4.4.1.Manually cleaning data - quanganh2001/Google-Data-Analytics-Professional-Certificate-Coursera GitHub Wiki
Data-cleaning verification: A checklist
This reading will give you a checklist of common problems you can refer to when doing your data cleaning verification, no matter what tool you are using. When it comes to data cleaning verification, there is no one-size-fits-all approach or a single checklist that can be universally applied to all projects. Each project has its own organization and data requirements that lead to a unique list of things to run through for verification.
Keep in mind, as you receive more data or a better understanding of the project goal(s), you might want to revisit some or all of these steps.
Correct the most common problems
Make sure you identified the most common problems and corrected them, including:
- Sources of errors: Did you use the right tools and functions to find the source of the errors in your dataset?
- Null data: Did you search for NULLs using conditional formatting and filters?
- Misspelled words: Did you locate all misspellings?
- Mistyped numbers: Did you double-check that your numeric data has been entered correctly?

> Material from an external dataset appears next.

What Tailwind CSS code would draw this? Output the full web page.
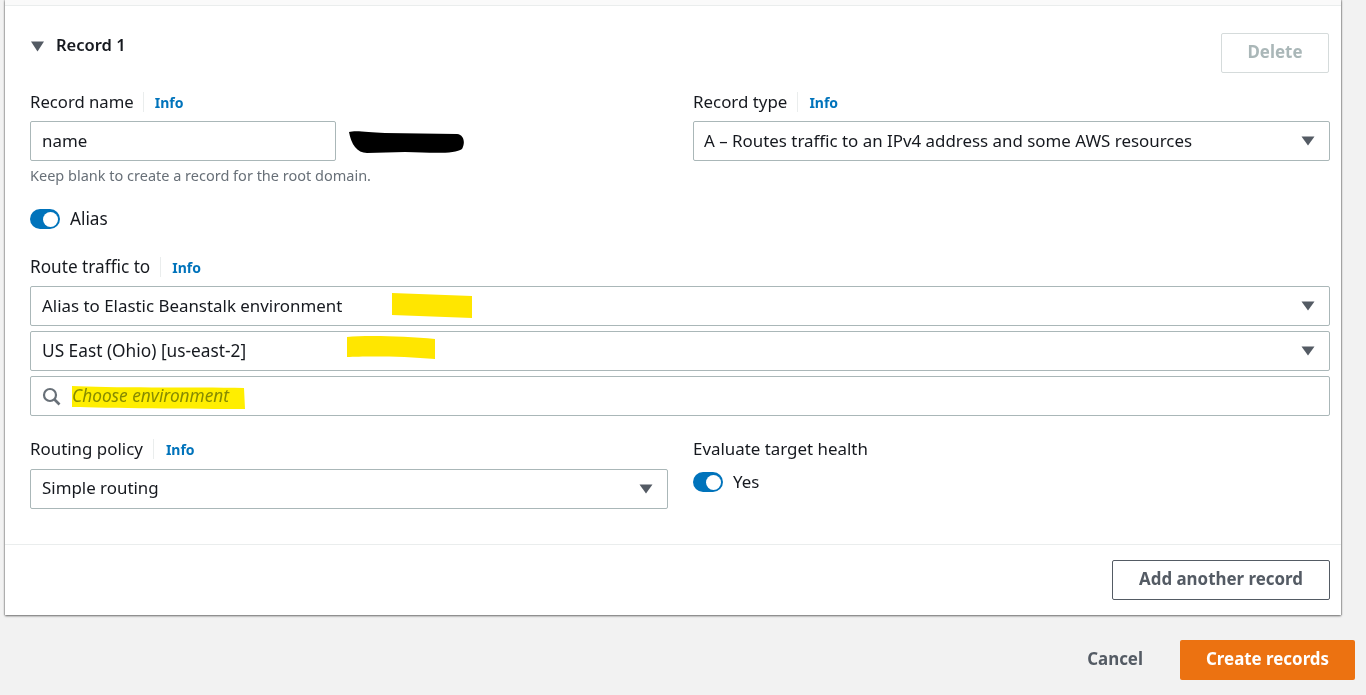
<!DOCTYPE html>
<html lang="en">
<head>
  <meta charset="UTF-8">
  <meta name="viewport" content="width=device-width, initial-scale=1.0">
  <title>Create records</title>
  <script src="https://cdn.jsdelivr.net/npm/@tailwindcss/browser@4"></script>
</head>
<body class="bg-[#f2f2f2] h-[695px] overflow-hidden font-['Noto_Sans',sans-serif] text-[#16191f] text-[16.9px] leading-[22px]">
  <!-- Card -->
  <div class="ml-[5px] w-[1336px] h-[615px] bg-white shadow-[0_1px_2px_rgba(0,0,0,0.55),-1px_0_1px_rgba(0,0,0,0.12),1px_0_1px_rgba(0,0,0,0.18)] flex flex-col">
    <div class="h-[6px] bg-[#fafafa] border-b border-[#eaeded]"></div>

    <div class="h-[538px] pl-[25px] pr-[11px] relative">
      <!-- Record header -->
      <div class="flex justify-between items-start h-[76px]">
        <div class="flex items-center gap-[11px] mt-[28px]">
          <svg class="w-[15px] h-[11px] mt-[2px]" viewBox="0 0 15 11"><path d="M1 0.5h13L7.5 10.5z" fill="#545b64"/></svg>
          <span class="font-semibold text-[16.5px]">Record 1</span>
        </div>
        <button class="mt-[27px] mr-[1px] w-[108px] h-[40px] pb-[2px] border border-[#d5dbdb] rounded-[2px] text-[#aab7b8] font-bold">Delete</button>
      </div>

      <div class="grid grid-cols-[638px_637px] gap-x-[25px]">
        <div>
          <div class="flex items-center h-[22px] mt-[9px]">
            <span class="text-[16.7px]">Record name</span>
            <span class="h-[20px] border-l border-[#eaeded] ml-[9px] pl-[11px] text-[14px] font-bold text-[#0073bb]">Info</span>
          </div>
          <div class="mt-[8px] w-[306px] h-[40px] border border-[#aab7b8] rounded-[2px] flex items-center pl-[11px]">name</div>
          <p class="text-[14.5px] text-[#687078] mt-[3px]">Keep blank to create a record for the root domain.</p>
        </div>
        <div>
          <div class="flex items-center h-[22px] mt-[9px]">
            <span>Record type</span>
            <span class="h-[20px] border-l border-[#eaeded] ml-[10px] pl-[11px] text-[14px] font-bold text-[#0073bb]">Info</span>
          </div>
          <div class="mt-[8px] h-[40px] border border-[#aab7b8] rounded-[2px] flex items-center justify-between pl-[10px] pr-[14px]">
            <span>A – Routes traffic to an IPv4 address and some AWS resources</span>
            <svg class="w-[14px] h-[10px]" viewBox="0 0 14 10"><path d="M0.5 0.5h13L7 9.5z" fill="#545b64"/></svg>
          </div>
        </div>
      </div>

      <!-- Alias toggle -->
      <div class="flex items-center gap-[10px] mt-[22px] h-[22px]">
        <div class="w-[30px] h-[20px] rounded-full bg-[#0073bb] flex items-center justify-end pr-[2.5px]"><div class="w-[15px] h-[15px] rounded-full bg-white"></div></div>
        <span class="text-[17.2px]">Alias</span>
      </div>

      <!-- Route traffic to -->
      <div class="flex items-center h-[22px] mt-[26px]">
        <span class="text-[17.2px]">Route traffic to</span>
        <span class="h-[20px] border-l border-[#eaeded] ml-[10px] pl-[11px] text-[14px] font-bold text-[#0073bb]">Info</span>
      </div>
      <div class="mt-[8px] flex flex-col gap-[5px]">
        <div class="h-[40px] border border-[#aab7b8] rounded-[2px] flex items-center justify-between pl-[11px] pr-[14px]">
          <span>Alias to Elastic Beanstalk environment</span>
          <svg class="w-[14px] h-[10px]" viewBox="0 0 14 10"><path d="M0.5 0.5h13L7 9.5z" fill="#545b64"/></svg>
        </div>
        <div class="h-[40px] border border-[#aab7b8] rounded-[2px] flex items-center justify-between pl-[11px] pr-[14px]">
          <span class="text-[17.3px]">US East (Ohio) [us-east-2]</span>
          <svg class="w-[14px] h-[10px]" viewBox="0 0 14 10"><path d="M0.5 0.5h13L7 9.5z" fill="#545b64"/></svg>
        </div>
        <div class="h-[40px] border border-[#aab7b8] rounded-[2px] flex items-center pl-[11px] gap-[11px]">
          <svg class="w-[19px] h-[19px]" viewBox="0 0 19 19" fill="none" stroke="#687078" stroke-width="2.2"><circle cx="8" cy="8" r="6"/><path d="M12.5 12.5L17.5 17.5" stroke-width="2.6"/></svg>
          <span class="italic text-[17.3px] text-[#879596]">Choose environment</span>
        </div>
      </div>

      <!-- Routing policy / target health -->
      <div class="grid grid-cols-[638px_637px] gap-x-[25px] mt-[22px]">
        <div>
          <div class="flex items-center h-[22px]">
            <span>Routing policy</span>
            <span class="h-[20px] border-l border-[#eaeded] ml-[10px] pl-[12px] text-[14px] font-bold text-[#0073bb]">Info</span>
          </div>
          <div class="mt-[9px] h-[40px] pb-[2px] border border-[#aab7b8] rounded-[2px] flex items-center justify-between pl-[11px] pr-[14px]">
            <span>Simple routing</span>
            <svg class="w-[14px] h-[10px] mt-[2px]" viewBox="0 0 14 10"><path d="M0.5 0.5h13L7 9.5z" fill="#545b64"/></svg>
          </div>
        </div>
        <div>
          <div class="h-[22px]">Evaluate target health</div>
          <div class="flex items-center gap-[10px] mt-[11px] h-[22px]">
            <div class="w-[30px] h-[20px] rounded-full bg-[#0073bb] flex items-center justify-end pr-[2.5px]"><div class="w-[15px] h-[15px] rounded-full bg-white"></div></div>
            <span>Yes</span>
          </div>
        </div>
      </div>

      <!-- Marker scribbles drawn over the form -->
      <svg class="absolute left-0 top-0 w-[1336px] h-[538px] pointer-events-none mix-blend-multiply" viewBox="0 0 1336 538">
        <path d="M344 126 C350 124 362 126 380 127 L452 128 C460 129 460 138 457 143 C450 148 430 147 400 146 L362 147 C352 147 346 138 344 126z" fill="#000"/>
        <path d="M387 287 L467 290 L467 312 L387 309z" fill="#ffe600"/>
        <path d="M342 331 C360 329 400 330 430 333 L430 353 C400 350 360 350 342 351z" fill="#ffe600"/>
        <path d="M67 380 C100 382 190 381 239 382 L240 403 C190 403 100 402 67 401z" fill="#ffee00"/>
      </svg>
    </div>

    <!-- Card footer -->
    <div class="border-t border-[#eaeded] h-[71px] pt-[15px] pr-[11px] flex justify-end">
      <button class="w-[218px] h-[40px] pb-[2px] border border-[#545b64] rounded-[2px] text-[#545b64] font-bold">Add another record</button>
    </div>
  </div>

  <!-- Page actions -->
  <div class="flex justify-end items-center gap-[37px] mt-[25px] pr-[11px]">
    <span class="font-bold text-[#545b64] pb-[2px]">Cancel</span>
    <button class="w-[175px] h-[40px] pb-[2px] bg-[#ec7211] rounded-[2px] text-white font-bold">Create records</button>
  </div>
</body>
</html>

- Extra spaces and characters: Did you remove any extra spaces or characters using the TRIM function?
- Duplicates: Did you remove duplicates in spreadsheets using the Remove Duplicates function or DISTINCT in SQL?
- Mismatched data types: Did you check that numeric, date, and string data are typecast correctly?
- Messy (inconsistent) strings: Did you make sure that all of your strings are consistent and meaningful?
- Messy (inconsistent) date formats: Did you format the dates consistently throughout your dataset?
- Misleading variable labels (columns): Did you name your columns meaningfully?
- Truncated data: Did you check for truncated or missing data that needs correction?
- Business Logic: Did you check that the data makes sense given your knowledge of the business?
Review the goal of your project
Once you have finished these data cleaning tasks, it is a good idea to review the goal of your project and confirm that your data is still aligned with that goal. This is a continuous process that you will do throughout your project-- but here are three steps you can keep in mind while thinking about this:
- Confirm the business problem
- Confirm the goal of the project
- Verify that data can solve the problem and is aligned to the goal
Test your knowledge on manual data cleaning
Question 1
Making sure data is properly verified is an important part of the data-cleaning process. Which of the following tasks are involved in this verification? Select all that apply.
- Rechecking the data-cleaning effort
- Asking stakeholders to check and confirm the data is clean
- Considering whether the data is credible and appropriate for the project
- Manually fixing any errors found in the data
Explain: The verification process confirms that data cleaning was well executed and the resulting data is accurate and reliable. To verify data, analysts recheck the data-cleaning effort, manually fix errors in the data, and consider whether the data is credible and appropriate for the project.
Question 2
Fill in the blank: To count the total number of spreadsheet values within a specified range, a data analyst uses the _____ function.
A. WHOLE
B. SUM
C. TOTAL
D. COUNTA
To count the total number of spreadsheet values within a specified range, a data analyst uses the COUNTA function.
Question 3
A data analyst is cleaning a dataset with inconsistent formats and repeated cases. They use the TRIM function to remove extra spaces from string variables. What other tools can they use for data cleaning? Select all that apply.
- Protect sheet
- Import data
- Find and replace
- Remove duplicates
Explain: The analyst can use TRIM, remove duplicates, and find and replace for data cleaning.
Question 4
To correct a typo in a database column, where should you insert a CASE statement in a query?
A. As an ORDER BY clause
B. As a GROUP BY clause
C. As a FROM clause
D. As a SELECT clause
The correct answer is D. As a SELECT clause. Explain: You should add a CASE statement as a SELECT clause. A CASE statement goes through one or more conditions and returns a value as soon as a condition is met. The typo would be a condition and the correction would be the returned value for the condition.